The use of machine-tools is no longer a problem, Gershenfeld argues. While, some years ago, you still needed two years’ training before you could hope to use a machine-tool correctly, now it takes only two hours. The current success of the fablabs would seem to be confirmation of the arrival of a new paradigm whose consequences we are barely yet aware of: with the price of design software and machines falling drastically thanks to personal fabricators, everyone can now act on the physical world in the same way as they already act on the world of information with their personal computers.

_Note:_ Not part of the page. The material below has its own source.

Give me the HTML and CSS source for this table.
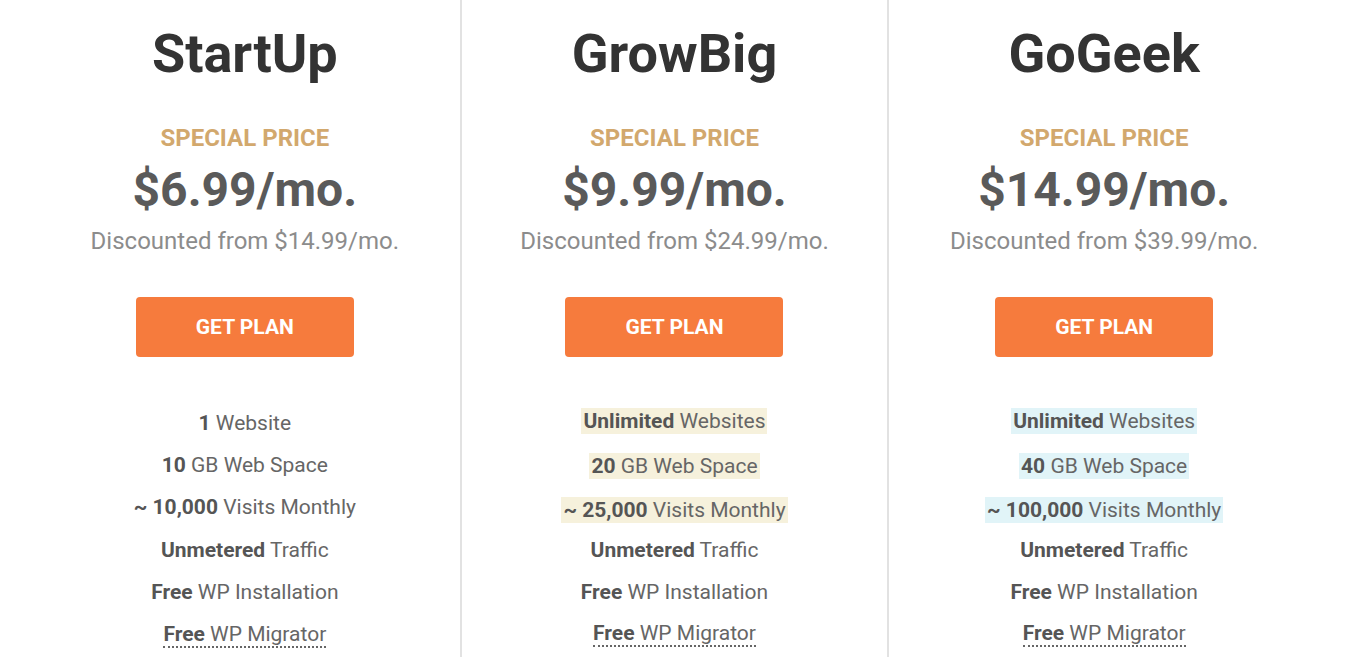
FILE: index.html
```html
<!DOCTYPE html>
<html lang="en">
<head>
<meta charset="utf-8">
<title>Plans</title>
<link rel="stylesheet" href="styles.css">
</head>
<body>
<div class="plans">
  <section class="plan">
    <h2 class="plan-name">StartUp</h2>
    <div class="special">SPECIAL PRICE</div>
    <div class="price">$6.99/mo.</div>
    <div class="discount">Discounted from $14.99/mo.</div>
    <a class="btn" href="#">GET PLAN</a>
    <ul class="features">
      <li class="feature"><span><b>1</b> Website</span></li>
      <li class="feature"><span><b>10</b> GB Web Space</span></li>
      <li class="feature"><span><b>~ 10,000</b> Visits Monthly</span></li>
      <li class="feature"><span><b>Unmetered</b> Traffic</span></li>
      <li class="feature"><span><b>Free</b> WP Installation</span></li>
      <li class="feature"><span class="dotted"><b>Free</b> WP Migrator</span></li>
    </ul>
  </section>
  <section class="plan plan-mid">
    <h2 class="plan-name">GrowBig</h2>
    <div class="special">SPECIAL PRICE</div>
    <div class="price">$9.99/mo.</div>
    <div class="discount">Discounted from $24.99/mo.</div>
    <a class="btn" href="#">GET PLAN</a>
    <ul class="features features-hl">
      <li class="feature hl"><span class="mark mark-cream"><b>Unlimited</b> Websites</span></li>
      <li class="feature hl"><span class="mark mark-cream"><b>20</b> GB Web Space</span></li>
      <li class="feature hl"><span class="mark mark-cream"><b>~ 25,000</b> Visits Monthly</span></li>
      <li class="feature"><span><b>Unmetered</b> Traffic</span></li>
      <li class="feature"><span><b>Free</b> WP Installation</span></li>
      <li class="feature"><span class="dotted"><b>Free</b> WP Migrator</span></li>
    </ul>
  </section>
  <section class="plan">
    <h2 class="plan-name">GoGeek</h2>
    <div class="special">SPECIAL PRICE</div>
    <div class="price">$14.99/mo.</div>
    <div class="discount">Discounted from $39.99/mo.</div>
    <a class="btn" href="#">GET PLAN</a>
    <ul class="features features-hl">
      <li class="feature hl"><span class="mark mark-blue"><b>Unlimited</b> Websites</span></li>
      <li class="feature hl"><span class="mark mark-blue"><b>40</b> GB Web Space</span></li>
      <li class="feature hl"><span class="mark mark-blue"><b>~ 100,000</b> Visits Monthly</span></li>
      <li class="feature"><span><b>Unmetered</b> Traffic</span></li>
      <li class="feature"><span><b>Free</b> WP Installation</span></li>
      <li class="feature"><span class="dotted"><b>Free</b> WP Migrator</span></li>
    </ul>
  </section>
</div>
</body>
</html>
```

FILE: styles.css
```css
* { box-sizing: border-box; }
html, body {
  margin: 0;
  padding: 0;
  background: #ffffff;
  overflow: hidden;
}
body {
  font-family: Roboto, "Liberation Sans", Arial, sans-serif;
  color: #666666;
}
.plans {
  display: grid;
  grid-template-columns: 1fr 1fr 1fr;
  padding: 0 30px;
  height: 100vh;
}
.plan {
  display: flex;
  flex-direction: column;
  align-items: center;
  padding-top: 26px;
  text-align: center;
}
.plan-mid {
  border-left: 2px solid #e2e2e2;
  border-right: 2px solid #e2e2e2;
}
.plan-name {
  margin: 0;
  font-size: 54px;
  line-height: 56px;
  font-weight: 700;
  color: #333333;
}
.special {
  margin-top: 41px;
  font-size: 24px;
  line-height: 30px;
  font-weight: 700;
  color: #d2a86d;
}
.price {
  margin-top: 12px;
  font-size: 48px;
  line-height: 50px;
  font-weight: 700;
  color: #5a5a5a;
}
.discount {
  margin-top: 11px;
  font-size: 24px;
  line-height: 30px;
  color: #8c8c8c;
}
.btn {
  margin-top: 41px;
  width: 218px;
  height: 60px;
  display: flex;
  align-items: center;
  justify-content: center;
  background: #f67b3d;
  border-radius: 4px;
  color: #ffffff;
  font-size: 21px;
  font-weight: 700;
  text-decoration: none;
}
.features {
  list-style: none;
  margin: 45px 0 0;
  padding: 0;
  width: 100%;
}
.features-hl {
  margin-top: 42px;
}
.feature {
  height: 42.2px;
  display: flex;
  align-items: center;
  justify-content: center;
  font-size: 21px;
  color: #666666;
}
.feature.hl {
  height: 44.5px;
}
.feature.hl + .feature:not(.hl) {
  margin-top: -4px;
}
.feature b {
  font-weight: 700;
  color: #555555;
}
.mark {
  padding: 1px 2px;
}
.mark-cream { background: #f6f1dc; }
.mark-blue { background: #e1f4f8; }
.dotted {
  border-bottom: 2px dotted #666666;
  line-height: 24px;
  padding-top: 1px;
}
```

Such a transition in no way marks the end for ‘classical’ companies, any more than it ushers in a radical individualization of labour relations. Conversely, as the experience of the Californian hackerspaces suggests, it gives rise to three areas of promise: the possibility of bringing about forms of work organization that are sometimes described as utopian; the possibility of outflanking the colonizing powers that are the market and bureaucracy, not to destroy these definitively but to bring them into the service of an emancipatory project (autonomy in and of work); and lastly the possibility of rolling out the hacker ethic into as many configurations as there are institutional and cultural (national and local) settings, so as to have this new work-morality bear fruit. For all that, the risks of being deflected from the goal or seeing it undermined are not to be ignored. The Maker Movement has already been targeted by initiatives aimed at transforming our contemporaries’ inclination towards do-it-yourself and do-it-with-others into so many selfish, self-seeking projects. However, nothing is set in stone as yet. In the future, making will be what we are able, collectively, to make of it.